Silent film actress Musidora, from simondrax.wordpress.com
I used to dislike Flora. I used to dislike Nora. I used to dislike Cora. Now I love all three in a rather unexpected reverse of fortunes for them. I’m not the only one who has had a change of heart, consider these stats from England&Wales:
The biggest jump is for Nora, who was outside the Top 1000 back in 2000, so she’s certainly enjoying more usage that before. Naturally, therefore, I’ve been taking a look into other names of similar quality – because you can never love two many two-syllable -ora names.
The first one which came to my mind is Sora. I have a few friends who are really into the whole Japanese anime thing, and this name came from one of them who used it recently in a short story she wrote; strictly speaking, the female character was actually called Ano Sora. The name Sora is, as you’ve probably guessed, Japanese and means sky. I really think that Sora is just as pretty as Sky is, so she’s a great choice if Skye’s current ranking of #73 puts you off the name. That said, a key character in the video game Kingdom Hearts is called Sora, who is a teenaged male.
A second Japanese name to consider is Tora, which means tiger. Certainly, at the very least, another great alternative to shorten Victoria to. You can also find use of the name Tora in Scandanavia, as a modern form of Þóra. You may also see Tora written as Thora, both being the modern, female versions of Thor which comes from Old Norse and means thunder.

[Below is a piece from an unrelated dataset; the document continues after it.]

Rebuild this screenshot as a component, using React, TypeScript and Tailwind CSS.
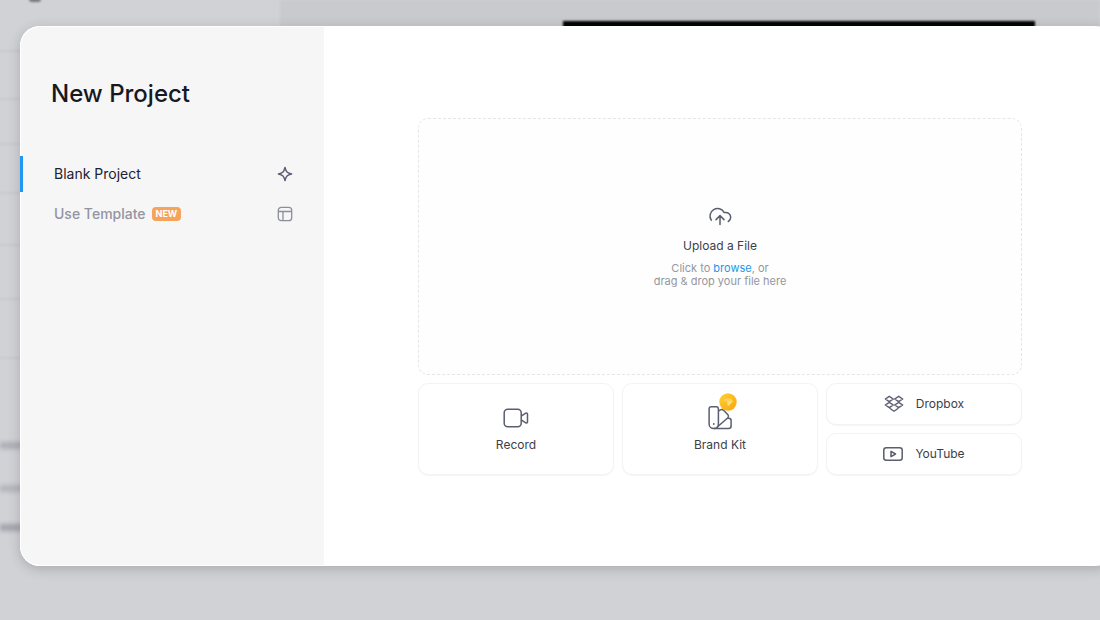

Rather fittingly for this time of year, Albania gives us Bora which means snow. There is also a masculine name in Turkey of the same spelling which means hurricane instead. The Hungarians also use Bora as a short form of Borbála – their version of Barbara, which has me thinking one could also use Bora as a nickname for Deborah, too.
Next in the alphabet is Dora, with the most famed one being the explorer. There are a couple of names from which Dora could derive, most notably: Dorothy, Isadora and Theodora.

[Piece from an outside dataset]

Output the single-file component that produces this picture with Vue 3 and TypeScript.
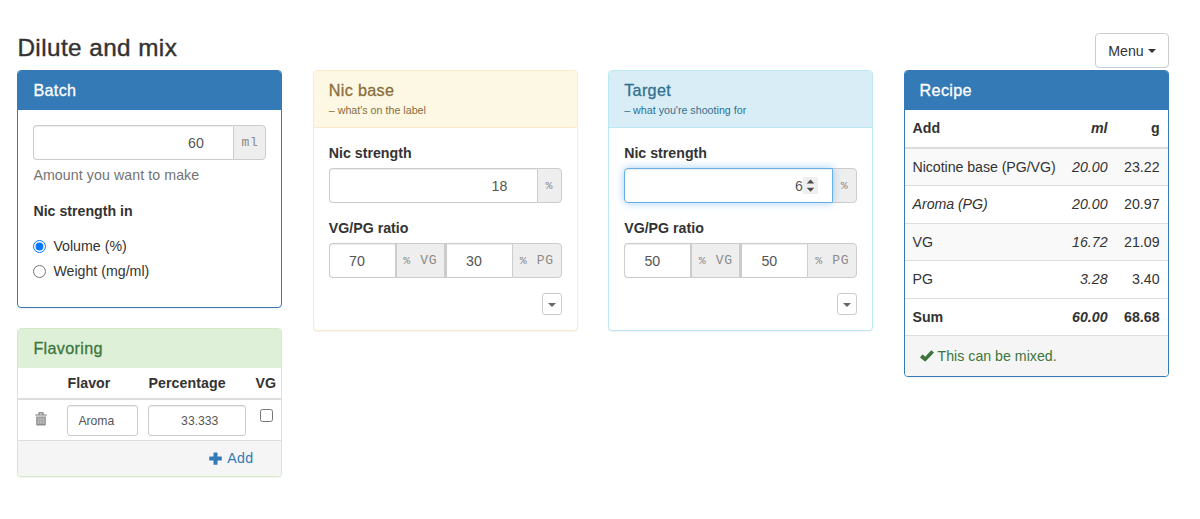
<script setup lang="ts">
import { computed, ref } from 'vue'

interface Mixture {
  id: string
  title: string
  note: string
  strength: string
  vg: string
  pg: string
  focused: boolean
}

interface Ingredient {
  name: string
  ml: string
  g: string
  flavor?: boolean
}

const amount = ref('60')
const unit = ref('volume')
const flavorName = ref('Aroma')
const flavorPercent = ref('33.333')
const flavorVg = ref(false)

const mixtures = ref<Mixture[]>([
  { id: 'base', title: 'Nic base', note: "– what's on the label", strength: '18', vg: '70', pg: '30', focused: false },
  { id: 'target', title: 'Target', note: "– what you're shooting for", strength: '6', vg: '50', pg: '50', focused: true },
])

const ingredients: Ingredient[] = [
  { name: 'Nicotine base (PG/VG)', ml: '20.00', g: '23.22' },
  { name: 'Aroma (PG)', ml: '20.00', g: '20.97', flavor: true },
  { name: 'VG', ml: '16.72', g: '21.09' },
  { name: 'PG', ml: '3.28', g: '3.40' },
]

const total = (key: 'ml' | 'g') => computed(() => ingredients.reduce((sum, item) => sum + Number(item[key]), 0).toFixed(2))
const totalMl = total('ml')
const totalG = total('g')
</script>

<template>
  <main class="page">
    <header class="top">
      <h1>Dilute and mix</h1>
      <button class="btn menu" type="button">Menu <i class="caret"></i></button>
    </header>

    <div class="columns">
      <div class="stack">
        <section class="panel primary batch">
          <h2 class="panel-heading">Batch</h2>
          <div class="panel-body">
            <div class="group">
              <input v-model="amount" class="control amount" aria-label="Amount" />
              <span class="addon unit">ml</span>
            </div>
            <p class="help">Amount you want to make</p>
            <p class="label unit-label">Nic strength in</p>
            <label class="radio"><input v-model="unit" type="radio" value="volume" /><span>Volume (%)</span></label>
            <label class="radio"><input v-model="unit" type="radio" value="weight" /><span>Weight (mg/ml)</span></label>
          </div>
        </section>

        <section class="panel success">
          <h2 class="panel-heading">Flavoring</h2>
          <div class="flavor-row flavor-head">
            <span></span><span>Flavor</span><span>Percentage</span><span>VG</span>
          </div>
          <div class="flavor-row flavor-item">
            <svg class="trash" viewBox="0 0 12 14" width="12" height="14" aria-label="Remove">
              <path d="M4 2.500V.9h4v1.600M.2 3h11.600" fill="none" stroke="#777" stroke-width="1.1" />
              <path d="M1.200 4.500h9.600v8q0 1-1 1H2.200q-1 0-1-1z" fill="#8c8c8c" />
              <path d="M3.200 5.500v6.500M5.100 5.500v6.500M7 5.500v6.500M8.900 5.500v6.500" fill="none" stroke="#ddd" stroke-width=".8" />
            </svg>
            <input v-model="flavorName" class="control small" aria-label="Flavor" />
            <input v-model="flavorPercent" class="control small percent" aria-label="Percentage" />
            <input v-model="flavorVg" class="check" type="checkbox" aria-label="VG" />
          </div>
          <div class="panel-footer add-footer">
            <a class="add">
              <svg viewBox="0 0 13 13" width="13" height="13"><path d="M5 .5h3a.5.5 0 0 1 .5.5v3.500h3.800a.5.5 0 0 1 .5.5v3a.5.5 0 0 1-.5.5H8.500v3.700a.5.5 0 0 1-.5.5H5a.5.5 0 0 1-.5-.5V8.500H.7a.5.5 0 0 1-.5-.5V5a.5.5 0 0 1 .5-.5h3.800V1A.5.5 0 0 1 5 .5z" fill="#337ab7" /></svg>
              <span>Add</span>
            </a>
          </div>
        </section>
      </div>

      <section v-for="mix in mixtures" :key="mix.id" class="panel mixture" :class="mix.id">
        <div class="panel-heading">
          <h2>{{ mix.title }}</h2>
          <small>{{ mix.note }}</small>
        </div>
        <div class="panel-body">
          <p class="label">Nic strength</p>
          <div class="group">
            <input v-model="mix.strength" class="control strength" :class="{ focused: mix.focused }" aria-label="Nic strength" />
            <span v-if="mix.focused" class="spinner">
              <svg viewBox="0 0 15 17" width="15" height="17"><path d="M3.700 6.600 7.500 2.600 11.300 6.600zM3.700 10.800 7.500 14.800 11.300 10.800z" fill="#4d4d4d" /></svg>
            </span>
            <span class="addon single">%</span>
          </div>
          <p class="label ratio-label">VG/PG ratio</p>
          <div class="group">
            <input v-model="mix.vg" class="control ratio" aria-label="VG" />
            <span class="addon middle"><span class="sign">%</span> VG</span>
            <input v-model="mix.pg" class="control ratio" aria-label="PG" />
            <span class="addon last"><span class="sign">%</span> PG</span>
          </div>
          <div class="more">
            <button class="btn tiny" type="button" aria-label="More"><i class="caret"></i></button>
          </div>
        </div>
      </section>

      <section class="panel primary">
        <h2 class="panel-heading">Recipe</h2>
        <table>
          <thead>
            <tr><th>Add</th><th class="ml">ml</th><th class="g">g</th></tr>
          </thead>
          <tbody>
            <tr v-for="item in ingredients" :key="item.name">
              <td :class="{ flavor: item.flavor }">{{ item.name }}</td>
              <td class="ml">{{ item.ml }}</td>
              <td class="g">{{ item.g }}</td>
            </tr>
            <tr class="sum"><td>Sum</td><td class="ml">{{ totalMl }}</td><td class="g">{{ totalG }}</td></tr>
          </tbody>
        </table>
        <div class="panel-footer status">
          <svg viewBox="0 0 14 12" width="14" height="12"><path d="M.3 6.900 2.300 4.700q.4-.4.8 0L5.200 6.700 11 .6q.4-.4.8 0l1.800 1.700q.4.400 0 .8L5.700 11.200q-.5.500-1 0L.3 7.700q-.4-.4 0-.8z" fill="#3c763d" /></svg>
          <span>This can be mixed.</span>
        </div>
      </section>
    </div>
  </main>
</template>

<style>
body {
  background: #fff;
}
</style>

<style scoped>
* {
  box-sizing: border-box;
}
.page {
  width: 1200px;
  height: 519px;
  padding: 33px 31px 0 17.4px;
  overflow: hidden;
  color: #333;
  font: 14.2px/20px "Helvetica Neue", "Liberation Sans", Arial, sans-serif;
}
h1,
h2,
p {
  margin: 0;
  font-weight: 400;
}
.top {
  display: flex;
  justify-content: space-between;
  height: 37px;
}
h1 {
  padding-top: 1px;
  font-size: 24.3px;
  line-height: 28px;
  letter-spacing: 0.42px;
  -webkit-text-stroke: 0.4px;
}
.btn {
  display: flex;
  align-items: center;
  justify-content: center;
  padding: 0;
  border: 1px solid #ccc;
  border-radius: 4px;
  background: #fff;
  color: #333;
  font: inherit;
}
.menu {
  width: 74px;
  height: 35px;
  gap: 4px;
}
.caret {
  border-top: 4px solid;
  border-left: 4px solid transparent;
  border-right: 4px solid transparent;
}
.columns {
  display: grid;
  grid-template-columns: repeat(4, 265px);
  column-gap: 30.4px;
  align-items: start;
}
.stack {
  display: grid;
  gap: 20px;
}
.panel {
  border: 1px solid;
  border-radius: 4px;
  background: #fff;
  box-shadow: 0 1px 1px rgba(0, 0, 0, 0.05);
  overflow: hidden;
}
.panel-heading {
  height: 39px;
  padding: 9px 15px 0;
}
h2 {
  font-size: 16.2px;
  line-height: 21px;
  letter-spacing: 0.32px;
  -webkit-text-stroke: 0.3px;
}
.primary {
  border-color: #337ab7;
}
.primary .panel-heading {
  background: #337ab7;
  color: #fff;
}
.success {
  border-color: #d6e9c6;
}
.success .panel-heading {
  background: #dff0d8;
  color: #3c763d;
}
.base {
  border-color: #faebcc;
}
.base .panel-heading {
  border-bottom: 1px solid #faebcc;
  background: #fcf8e3;
  color: #8a6d3b;
}
.target {
  border-color: #bce8f1;
}
.target .panel-heading {
  border-bottom: 1px solid #bce8f1;
  background: #d9edf7;
  color: #31708f;
}
.mixture .panel-heading {
  height: 57px;
}
.mixture h2 {
  height: 21px;
}
small {
  display: block;
  padding-top: 1px;
  font-size: 10.7px;
  line-height: 17px;
}
.panel-body {
  padding: 15px;
}
.batch {
  height: 238px;
}
.mixture {
  height: 261px;
}
.group {
  position: relative;
  display: flex;
  height: 35px;
}
.control {
  min-width: 0;
  height: 100%;
  margin: 0;
  border: 1px solid #ccc;
  border-radius: 4px;
  outline: none;
  background: #fff;
  box-shadow: inset 0 1px 1px rgba(0, 0, 0, 0.075);
  color: #555;
  font: inherit;
}
.group .control {
  border-right: 0;
  border-radius: 0;
}
.group .control:first-child {
  border-radius: 4px 0 0 4px;
}
.amount,
.strength {
  flex: 1;
  padding: 0 29.500px 0 12px;
  text-align: right;
}
.group .focused {
  z-index: 1;
  margin-right: -1px;
  padding-right: 29.400px;
  border: 1px solid #66afe9;
  box-shadow: inset 0 1px 1px rgba(0, 0, 0, 0.075), 0 0 8px rgba(102, 175, 233, 0.6);
}
.spinner {
  position: absolute;
  z-index: 2;
  top: 9px;
  right: 39px;
  width: 15px;
  height: 17px;
  background: #efefef;
}
.spinner svg,
.add svg,
.status svg {
  display: block;
}
.addon {
  display: flex;
  align-items: center;
  justify-content: center;
  padding-bottom: 1px;
  border: 1px solid #ccc;
  background: #eee;
  color: #8a8a8a;
  font: 13px "Courier New", "Liberation Mono", monospace;
  letter-spacing: 0.700px;
  white-space: pre;
}
.addon:last-child {
  border-radius: 0 4px 4px 0;
}
.unit {
  width: 33px;
}
.single {
  width: 25px;
  font-size: 11.500px;
}
.sign {
  margin-right: 0.900px;
  font-size: 11.500px;
}
.ratio {
  width: 66px;
  padding: 0 30px 0 0;
  text-align: right;
}
.middle {
  width: 51px;
  border-width: 1px 2px;
}
.last {
  flex: 1;
}
.label {
  font-weight: 700;
}
.mixture .label {
  height: 25px;
}
.mixture .ratio-label {
  height: 40px;
  padding-top: 15px;
}
.help {
  margin-top: 5px;
  color: #737373;
  letter-spacing: 0.080px;
}
.unit-label {
  margin: 16px 0 15px;
}
.radio {
  display: flex;
  align-items: center;
  height: 20px;
  margin-bottom: 5px;
}
.radio input {
  width: 13px;
  height: 13px;
  margin: 1px 7px 0 0;
  accent-color: #0b76ff;
}
.more {
  display: flex;
  justify-content: flex-end;
  margin-top: 15px;
}
.tiny {
  width: 20px;
  height: 22px;
  padding-top: 2px;
  border-radius: 3px;
  color: #666;
}
.flavor-row {
  display: grid;
  grid-template-columns: 49px 81px 107px 1fr;
}
.flavor-head {
  height: 32px;
  padding-top: 5px;
  border-bottom: 2px solid #ddd;
  font-weight: 700;
  letter-spacing: 0.080px;
}
.flavor-item {
  height: 40px;
  padding-top: 5px;
}
.trash {
  margin: 7px 0 0 16.600px;
}
.small {
  width: 71px;
  height: 31px;
  padding: 0 10px;
  border-radius: 3px;
  font-size: 12.2px;
}
.percent {
  width: 98px;
  padding-right: 27px;
  text-align: right;
}
.check {
  width: 13px;
  height: 13px;
  margin: 4px 0 0 5px;
}
.panel-footer {
  border-top: 1px solid #ddd;
  background: #f5f5f5;
}
.add-footer {
  display: flex;
  justify-content: flex-end;
  height: 36px;
  padding: 7px 28px 0 0;
}
.add {
  display: flex;
  align-items: center;
  gap: 5px;
  height: 20px;
  color: #337ab7;
  letter-spacing: 0.300px;
}
table {
  width: 100%;
  border-collapse: separate;
  border-spacing: 0;
  table-layout: fixed;
}
th,
td {
  height: 37.500px;
  padding: 0 8px;
  border-top: 1px solid #ddd;
  text-align: left;
  white-space: nowrap;
}
td:first-child {
  letter-spacing: -0.060px;
}
th {
  border-top: 0;
  border-bottom: 1px solid #ddd;
}
th:first-child {
  width: 159px;
}
.ml {
  padding: 0;
  text-align: right;
  font-style: italic;
}
th.ml {
  width: 44px;
}
.g {
  text-align: right;
}
tbody tr:nth-child(odd):not(.sum) {
  background: #f9f9f9;
}
.flavor {
  font-style: italic;
}
.sum {
  font-weight: 700;
}
.status {
  display: flex;
  align-items: center;
  gap: 4px;
  height: 41px;
  padding-left: 15px;
  color: #3c763d;
}
</style>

There are a few Dora smoosh names I’d like to take the opportunity to mention. The first is Elladora. Remember how J.K.Rowling managed to single-handedly ignite popularity for several names thanks to her books? Sadly, we’re not talking about the possibility of using either Dumbledore or even Dumbledora, but about Elladora. You may not remember a character given this name, but she gave Elladora as a name to not one of her characters, but three, albeit very minor, characters.
The first is Elladora Black, sister of Phineas Nigellus Black – the most unpopular Headmaster Hogwarts has ever had. The second is Elladora Gruffy, who really had no notable part to play in the books at all. The third and final is a lady called Elladora Ketteridge, who discovered the use of gillyweed.
The best known Dora smoosh J.K. used will probably be Nymphadora, much hated by her bearer: Tonks. Nymphadora comes from Greek and means gift of the nymphs. The inspiration for J.K with this name was likely the be a trio of virgin martyrs venerated by the Roman Catholic and Eastern Orthodox churches. As well as Nymphodora, there was also her two sisters: Menodora and Metrodora.
There’s one more Dora smoosh I caught J.K use, and it’s Musidora. She gave it to a minor character who was noted for composing Wizarding Suite. It really says a lot that J.K would take the time to give her minor characters such fascinating names. The French had a popular silent film actress, whose stage name was Musidora (Real name: Jeanne Roques). The name Musidora is infact Greek, and means gift of the muses. There’s a really nice write-up of her over at Bewitching Names.
A Dora smoosh name which J.K didn’t use is Pandora. As well as being the name of a rather expensive jewellery store, Pandora is a famed character from Greek mythology. She was the first mortal woman and Zeus gave her a box/jar, telling her not to open it as it contained all the troubles that mankind now knows. Her curiosity got the better of her and she opened it, unleashing evil spirits into the world. Her name means all gifts.
The name Calidor was used by Spenser in his epic The Faerie Queen, for a male character who was the Knight of Courtesy. The female version is Callidora, and it comes from Greek, meaning gift of beauty.
The final Dora smoosh I’ll mention before stepping aside to other names is Eudora. She’s also from Greek origins (noticing a pattern?) and means good gift.
Aside from all the Dora names, we do then have Zora, who comes from the Slavic regions and means dawn. Aurora also means dawn, but in Latin. She’s three-syllables, not two but Rora is a legit short form if you’re after one.